One Sunday Toni said to me, “Hey I’ve got this manuscript, a novel I’ve been working on.” This was before computers or copy machines, so what she gave me was an original manuscript typed on thin white paper. Later I found out she had shown it to many other editors at publishing companies and they had all turned it down.
I read it straight through, and the next day began to persuade my employer Holt, Rinehart, and Winston, then a division of CBS, to give Toni a contract with a small advance. A few months later her first novel, The Bluest Eye, was scheduled for publication.

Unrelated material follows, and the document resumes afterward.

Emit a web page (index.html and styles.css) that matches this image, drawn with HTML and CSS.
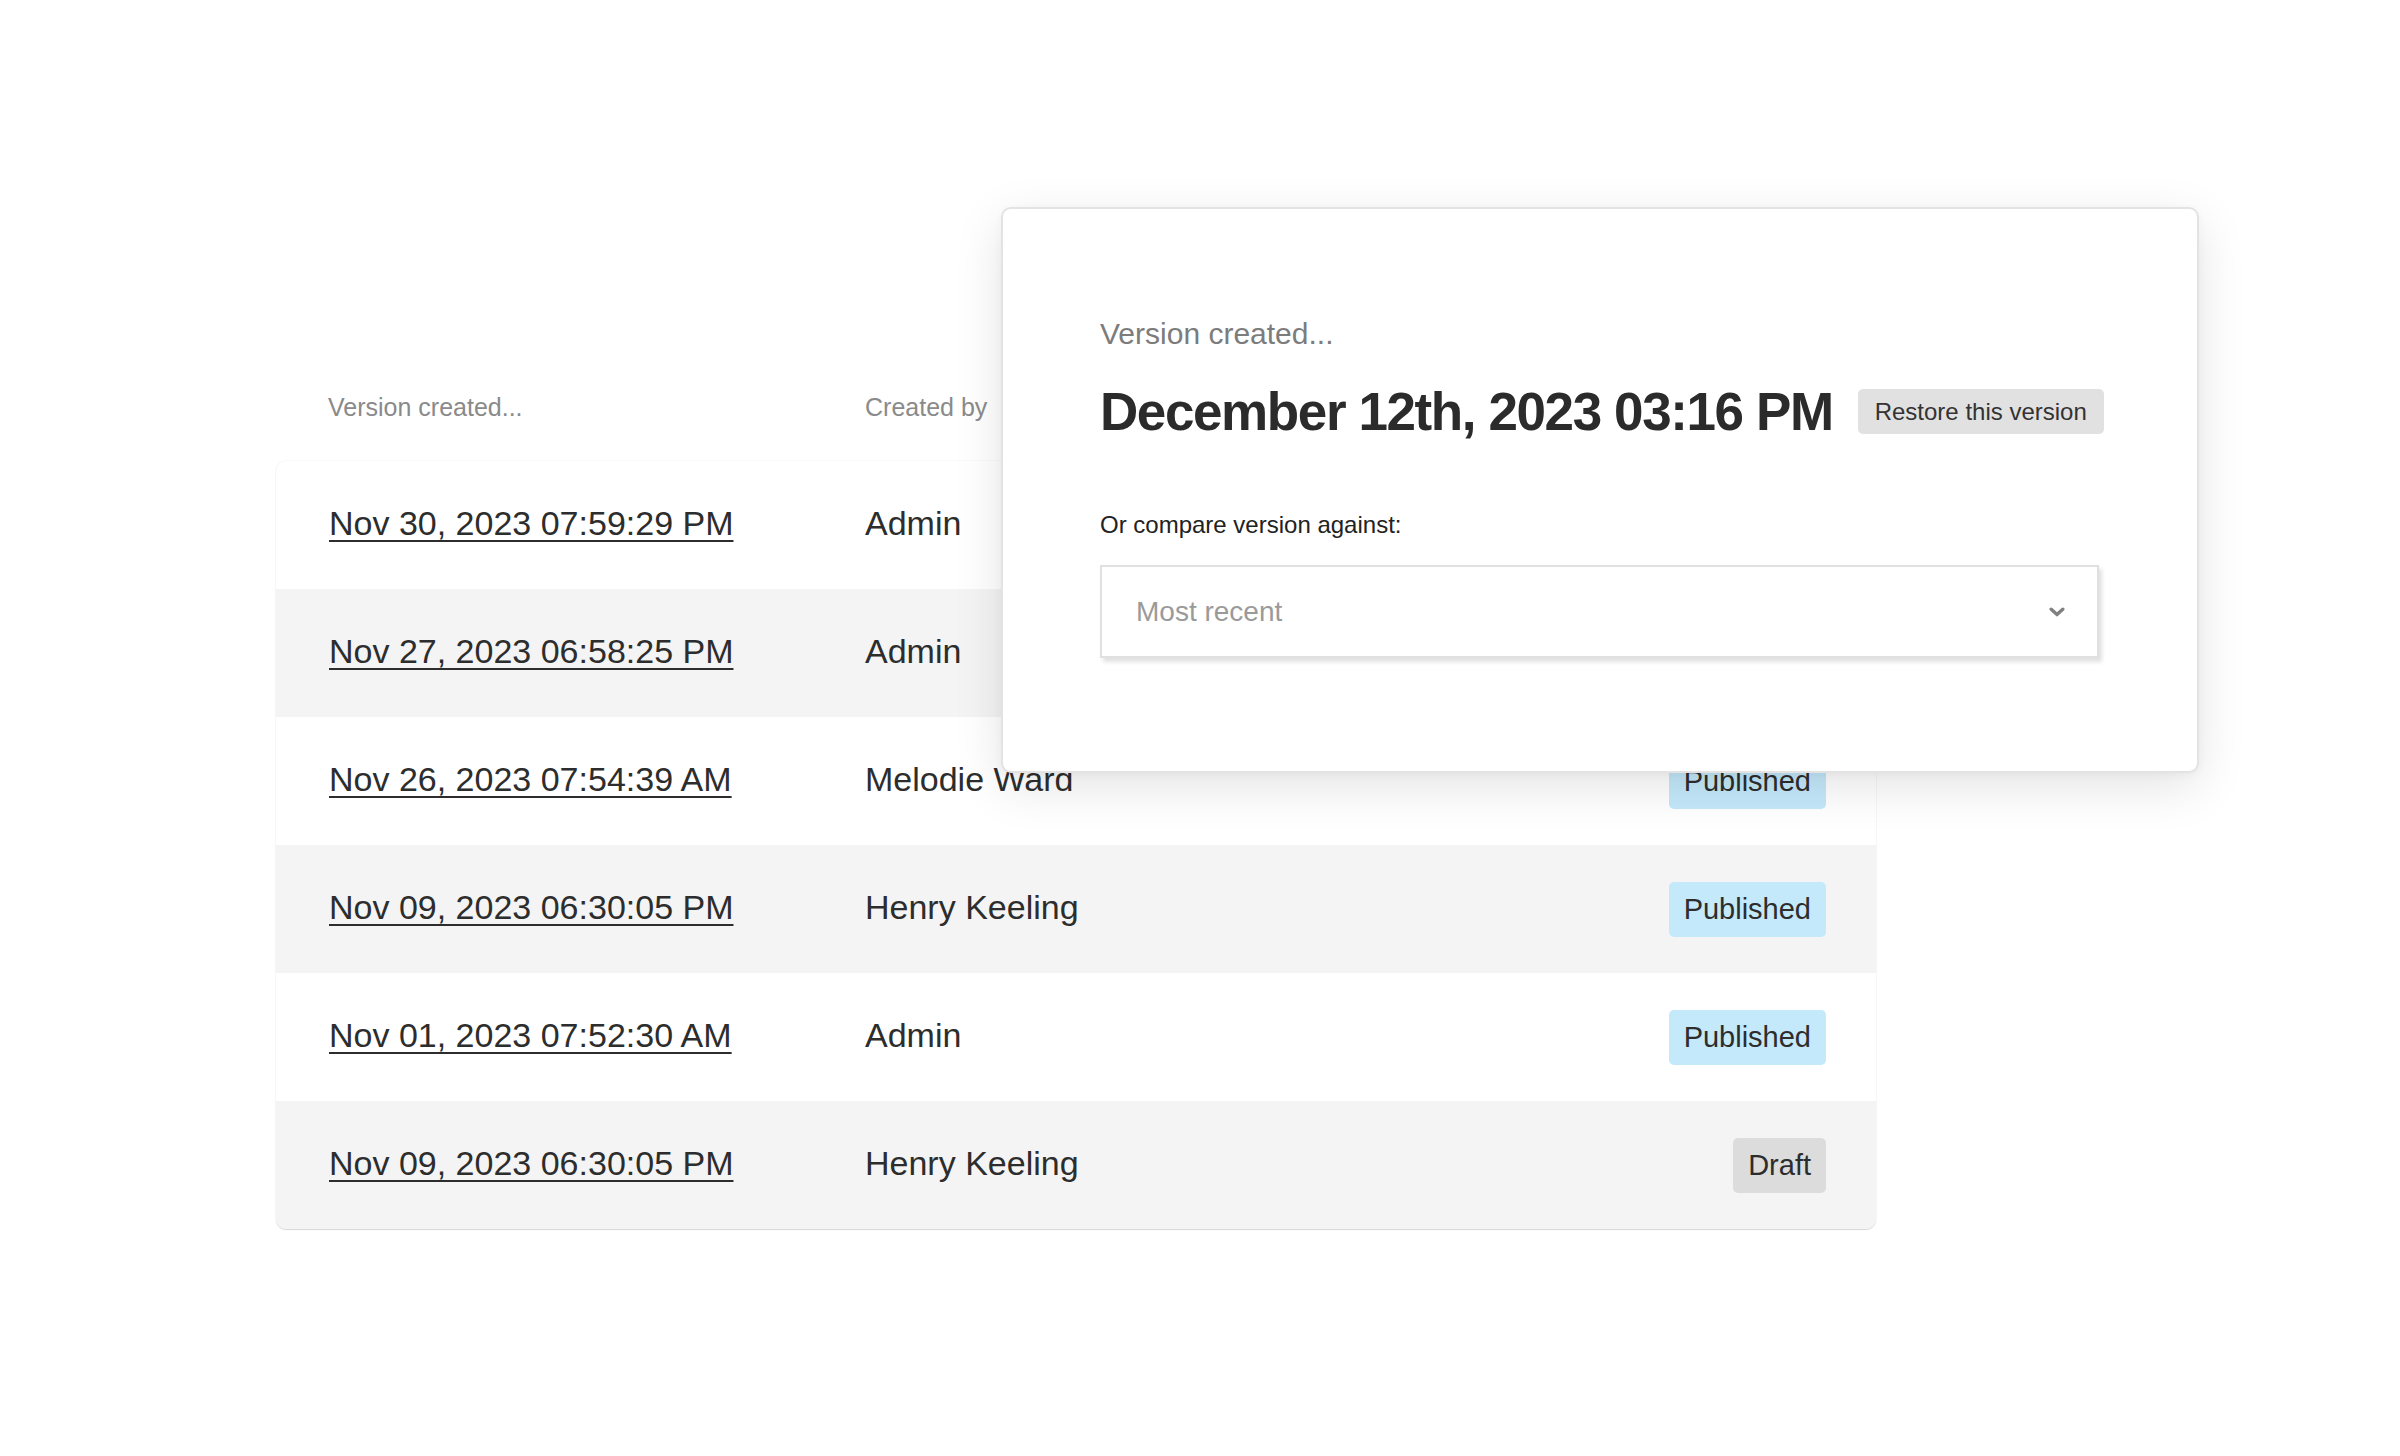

My role in discovering, editing, and publishing The Bluest Eye was to be a friend, to open the door and let her in, to appreciate her, encourage and support her, to be her champion and advocate.
Toni’s manuscript was beautiful and lean. She knew how to use language and to write a story that grabbed you by the throat. This was long before she became the Nobel Prize Winning Literary Diva of the Oprah Winfrey Show, so I made quite a few suggestions regarding the narrative voice, the order of scenes, the characterization, suggestions and requests that probably seem impudent now, given the ultimate success of the book.
But Toni listened carefully…respectfully… and was, I believe, happy to be challenged on a serious level by a creative partner and business ally.
She made a few changes. But basically Toni had the confidence and certainty that she had written it pretty much exactly the way she wanted and the best she could. She didn’t need a lot of line editing or cutting, she knew what she was doing then and now.